[Material provided]:
______________________________
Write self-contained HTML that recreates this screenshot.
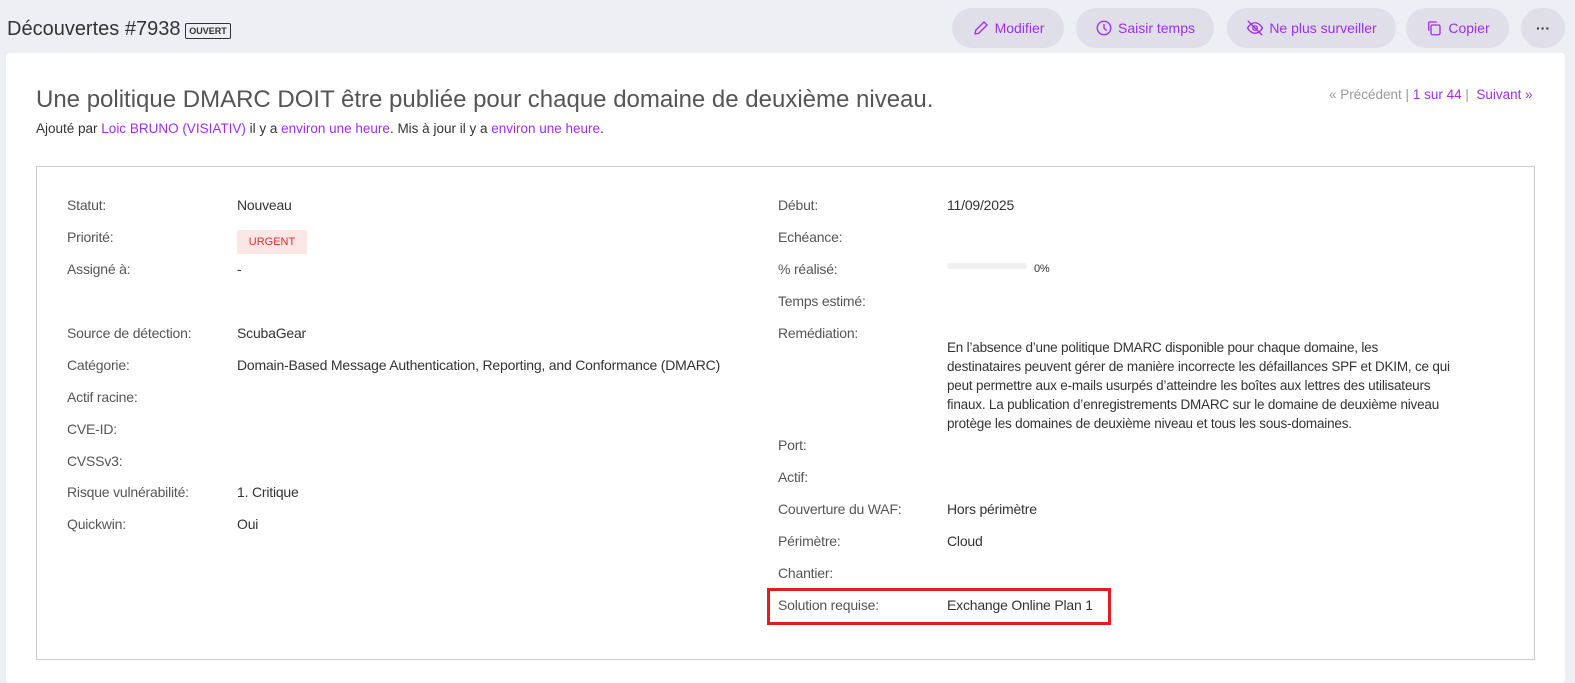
<!DOCTYPE html>
<html><head><meta charset="utf-8"><style>
*{box-sizing:border-box;margin:0;padding:0}
body{width:1575px;height:668px;background:#eeeff4;font-family:"Liberation Sans",Arial,sans-serif;color:#333;position:relative;overflow:hidden}
.abs{position:absolute;white-space:nowrap}
.btn{position:absolute;top:8px;height:40px;border-radius:20px;background:#e0dfe9;color:#9d2ef0;font-size:14px;display:flex;align-items:center;justify-content:center;gap:5px}
.btn svg{width:18px;height:18px;fill:none;stroke:#9d2ef0;stroke-width:1.8;stroke-linecap:round;stroke-linejoin:round}
.card{position:absolute;left:6px;top:53px;width:1559px;height:630px;background:#fff;border-radius:4px}
.box{position:absolute;left:36px;top:166px;width:1499px;height:494px;border:1px solid #ccc}
.l{position:absolute;font-size:14px;color:#555;white-space:nowrap;letter-spacing:-0.2px}
.v{position:absolute;font-size:14px;color:#333;white-space:nowrap;letter-spacing:-0.2px}
a{color:#9d2ef0;text-decoration:none}
</style></head><body>
<div class="abs" style="left:7px;top:18px;font-size:20px;color:#333">Découvertes #7938</div>
<div class="abs" style="left:185px;top:23px;width:46px;height:16px;border:1px solid #333;border-radius:2px;font-size:9px;font-weight:bold;text-align:center;line-height:14px">OUVERT</div>

<div class="btn" style="left:952px;width:112px"><svg viewBox="0 0 24 24"><path d="M4 20l1-5L16 4l4 4L9 19z"/></svg>Modifier</div>
<div class="btn" style="left:1076px;width:138px"><svg viewBox="0 0 24 24"><circle cx="12" cy="12" r="9"/><path d="M12 7v5l3 3"/></svg>Saisir temps</div>
<div class="btn" style="left:1227px;width:169px"><svg viewBox="0 0 24 24"><path d="M2 12s4-7 10-7 10 7 10 7-4 7-10 7S2 12 2 12z"/><circle cx="12" cy="12" r="3"/><path d="M3 3l18 18"/></svg>Ne plus surveiller</div>
<div class="btn" style="left:1406px;width:103px"><svg viewBox="0 0 24 24"><rect x="8" y="8" width="12" height="13" rx="2"/><path d="M5 15V5a1 1 0 0 1 1-1h9"/></svg>Copier</div>
<div class="btn" style="left:1521px;width:44px;color:#333;font-size:14px;font-weight:bold">···</div>

<div class="card"></div>
<div class="abs" style="left:36px;top:86px;font-size:24px;color:#555">Une politique DMARC DOIT être publiée pour chaque domaine de deuxième niveau.</div>
<div class="abs" style="left:36px;top:121px;font-size:13.5px;color:#333">Ajouté par <a>Loic BRUNO (VISIATIV)</a> il y a <a>environ une heure</a>. Mis à jour il y a <a>environ une heure</a>.</div>
<div class="abs" style="left:1329px;top:87px;font-size:13.5px;color:#999">« Précédent | <a>1 sur 44</a> | &nbsp;<a>Suivant »</a></div>

<div class="box"></div>
<div class="l" style="left:67px;top:197px">Statut:</div><div class="v" style="left:237px;top:197px">Nouveau</div>
<div class="l" style="left:67px;top:229px">Priorité:</div>
<div class="abs" style="left:237px;top:230px;width:70px;height:24px;background:#fde6e6;border-radius:2px;color:#e0301e;font-size:11px;text-align:center;line-height:24px">URGENT</div>
<div class="l" style="left:67px;top:261px">Assigné à:</div><div class="v" style="left:237px;top:261px">-</div>
<div class="l" style="left:67px;top:325px">Source de détection:</div><div class="v" style="left:237px;top:325px">ScubaGear</div>
<div class="l" style="left:67px;top:357px">Catégorie:</div><div class="v" style="left:237px;top:357px">Domain-Based Message Authentication, Reporting, and Conformance (DMARC)</div>
<div class="l" style="left:67px;top:389px">Actif racine:</div>
<div class="l" style="left:67px;top:421px">CVE-ID:</div>
<div class="l" style="left:67px;top:453px">CVSSv3:</div>
<div class="l" style="left:67px;top:484px">Risque vulnérabilité:</div><div class="v" style="left:237px;top:484px">1. Critique</div>
<div class="l" style="left:67px;top:516px">Quickwin:</div><div class="v" style="left:237px;top:516px">Oui</div>

<div class="l" style="left:778px;top:197px">Début:</div><div class="v" style="left:947px;top:197px">11/09/2025</div>
<div class="l" style="left:778px;top:229px">Echéance:</div>
<div class="l" style="left:778px;top:261px">% réalisé:</div>
<div class="abs" style="left:947px;top:263px;width:80px;height:6px;background:#f0f0f0;border-radius:3px"></div>
<div class="v" style="left:1034px;top:263px;font-size:11px">0%</div>
<div class="l" style="left:778px;top:293px">Temps estimé:</div>
<div class="l" style="left:778px;top:325px">Remédiation:</div>
<div class="v" style="left:947px;top:338px;width:530px;white-space:normal;line-height:19px;font-size:13.5px">En l’absence d’une politique DMARC disponible pour chaque domaine, les<br>destinataires peuvent gérer de manière incorrecte les défaillances SPF et DKIM, ce qui<br>peut permettre aux e-mails usurpés d’atteindre les boîtes aux lettres des utilisateurs<br>finaux. La publication d’enregistrements DMARC sur le domaine de deuxième niveau<br>protège les domaines de deuxième niveau et tous les sous-domaines.</div>
<div class="l" style="left:778px;top:437px">Port:</div>
<div class="l" style="left:778px;top:469px">Actif:</div>
<div class="l" style="left:778px;top:501px">Couverture du WAF:</div><div class="v" style="left:947px;top:501px">Hors périmètre</div>
<div class="l" style="left:778px;top:533px">Périmètre:</div><div class="v" style="left:947px;top:533px">Cloud</div>
<div class="l" style="left:778px;top:565px">Chantier:</div>
<div class="abs" style="left:767px;top:588px;width:344px;height:37px;border:3px solid #e31b23"></div>
<div class="l" style="left:778px;top:597px">Solution requise:</div><div class="v" style="left:947px;top:597px">Exchange Online Plan 1</div>
</body></html>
______________________________
[Exercise prompt]:
Copy every line of the data word for word, omitting the images.

[Full answer]:
Write self-contained HTML that recreates this screenshot.
<!DOCTYPE html>
<html><head><meta charset="utf-8"><style>
*{box-sizing:border-box;margin:0;padding:0}
body{width:1575px;height:668px;background:#eeeff4;font-family:"Liberation Sans",Arial,sans-serif;color:#333;position:relative;overflow:hidden}
.abs{position:absolute;white-space:nowrap}
.btn{position:absolute;top:8px;height:40px;border-radius:20px;background:#e0dfe9;color:#9d2ef0;font-size:14px;display:flex;align-items:center;justify-content:center;gap:5px}
.btn svg{width:18px;height:18px;fill:none;stroke:#9d2ef0;stroke-width:1.8;stroke-linecap:round;stroke-linejoin:round}
.card{position:absolute;left:6px;top:53px;width:1559px;height:630px;background:#fff;border-radius:4px}
.box{position:absolute;left:36px;top:166px;width:1499px;height:494px;border:1px solid #ccc}
.l{position:absolute;font-size:14px;color:#555;white-space:nowrap;letter-spacing:-0.2px}
.v{position:absolute;font-size:14px;color:#333;white-space:nowrap;letter-spacing:-0.2px}
a{color:#9d2ef0;text-decoration:none}
</style></head><body>
<div class="abs" style="left:7px;top:18px;font-size:20px;color:#333">Découvertes #7938</div>
<div class="abs" style="left:185px;top:23px;width:46px;height:16px;border:1px solid #333;border-radius:2px;font-size:9px;font-weight:bold;text-align:center;line-height:14px">OUVERT</div>

<div class="btn" style="left:952px;width:112px"><svg viewBox="0 0 24 24"><path d="M4 20l1-5L16 4l4 4L9 19z"/></svg>Modifier</div>
<div class="btn" style="left:1076px;width:138px"><svg viewBox="0 0 24 24"><circle cx="12" cy="12" r="9"/><path d="M12 7v5l3 3"/></svg>Saisir temps</div>
<div class="btn" style="left:1227px;width:169px"><svg viewBox="0 0 24 24"><path d="M2 12s4-7 10-7 10 7 10 7-4 7-10 7S2 12 2 12z"/><circle cx="12" cy="12" r="3"/><path d="M3 3l18 18"/></svg>Ne plus surveiller</div>
<div class="btn" style="left:1406px;width:103px"><svg viewBox="0 0 24 24"><rect x="8" y="8" width="12" height="13" rx="2"/><path d="M5 15V5a1 1 0 0 1 1-1h9"/></svg>Copier</div>
<div class="btn" style="left:1521px;width:44px;color:#333;font-size:14px;font-weight:bold">···</div>

<div class="card"></div>
<div class="abs" style="left:36px;top:86px;font-size:24px;color:#555">Une politique DMARC DOIT être publiée pour chaque domaine de deuxième niveau.</div>
<div class="abs" style="left:36px;top:121px;font-size:13.5px;color:#333">Ajouté par <a>Loic BRUNO (VISIATIV)</a> il y a <a>environ une heure</a>. Mis à jour il y a <a>environ une heure</a>.</div>
<div class="abs" style="left:1329px;top:87px;font-size:13.5px;color:#999">« Précédent | <a>1 sur 44</a> | &nbsp;<a>Suivant »</a></div>

<div class="box"></div>
<div class="l" style="left:67px;top:197px">Statut:</div><div class="v" style="left:237px;top:197px">Nouveau</div>
<div class="l" style="left:67px;top:229px">Priorité:</div>
<div class="abs" style="left:237px;top:230px;width:70px;height:24px;background:#fde6e6;border-radius:2px;color:#e0301e;font-size:11px;text-align:center;line-height:24px">URGENT</div>
<div class="l" style="left:67px;top:261px">Assigné à:</div><div class="v" style="left:237px;top:261px">-</div>
<div class="l" style="left:67px;top:325px">Source de détection:</div><div class="v" style="left:237px;top:325px">ScubaGear</div>
<div class="l" style="left:67px;top:357px">Catégorie:</div><div class="v" style="left:237px;top:357px">Domain-Based Message Authentication, Reporting, and Conformance (DMARC)</div>
<div class="l" style="left:67px;top:389px">Actif racine:</div>
<div class="l" style="left:67px;top:421px">CVE-ID:</div>
<div class="l" style="left:67px;top:453px">CVSSv3:</div>
<div class="l" style="left:67px;top:484px">Risque vulnérabilité:</div><div class="v" style="left:237px;top:484px">1. Critique</div>
<div class="l" style="left:67px;top:516px">Quickwin:</div><div class="v" style="left:237px;top:516px">Oui</div>

<div class="l" style="left:778px;top:197px">Début:</div><div class="v" style="left:947px;top:197px">11/09/2025</div>
<div class="l" style="left:778px;top:229px">Echéance:</div>
<div class="l" style="left:778px;top:261px">% réalisé:</div>
<div class="abs" style="left:947px;top:263px;width:80px;height:6px;background:#f0f0f0;border-radius:3px"></div>
<div class="v" style="left:1034px;top:263px;font-size:11px">0%</div>
<div class="l" style="left:778px;top:293px">Temps estimé:</div>
<div class="l" style="left:778px;top:325px">Remédiation:</div>
<div class="v" style="left:947px;top:338px;width:530px;white-space:normal;line-height:19px;font-size:13.5px">En l’absence d’une politique DMARC disponible pour chaque domaine, les<br>destinataires peuvent gérer de manière incorrecte les défaillances SPF et DKIM, ce qui<br>peut permettre aux e-mails usurpés d’atteindre les boîtes aux lettres des utilisateurs<br>finaux. La publication d’enregistrements DMARC sur le domaine de deuxième niveau<br>protège les domaines de deuxième niveau et tous les sous-domaines.</div>
<div class="l" style="left:778px;top:437px">Port:</div>
<div class="l" style="left:778px;top:469px">Actif:</div>
<div class="l" style="left:778px;top:501px">Couverture du WAF:</div><div class="v" style="left:947px;top:501px">Hors périmètre</div>
<div class="l" style="left:778px;top:533px">Périmètre:</div><div class="v" style="left:947px;top:533px">Cloud</div>
<div class="l" style="left:778px;top:565px">Chantier:</div>
<div class="abs" style="left:767px;top:588px;width:344px;height:37px;border:3px solid #e31b23"></div>
<div class="l" style="left:778px;top:597px">Solution requise:</div><div class="v" style="left:947px;top:597px">Exchange Online Plan 1</div>
</body></html>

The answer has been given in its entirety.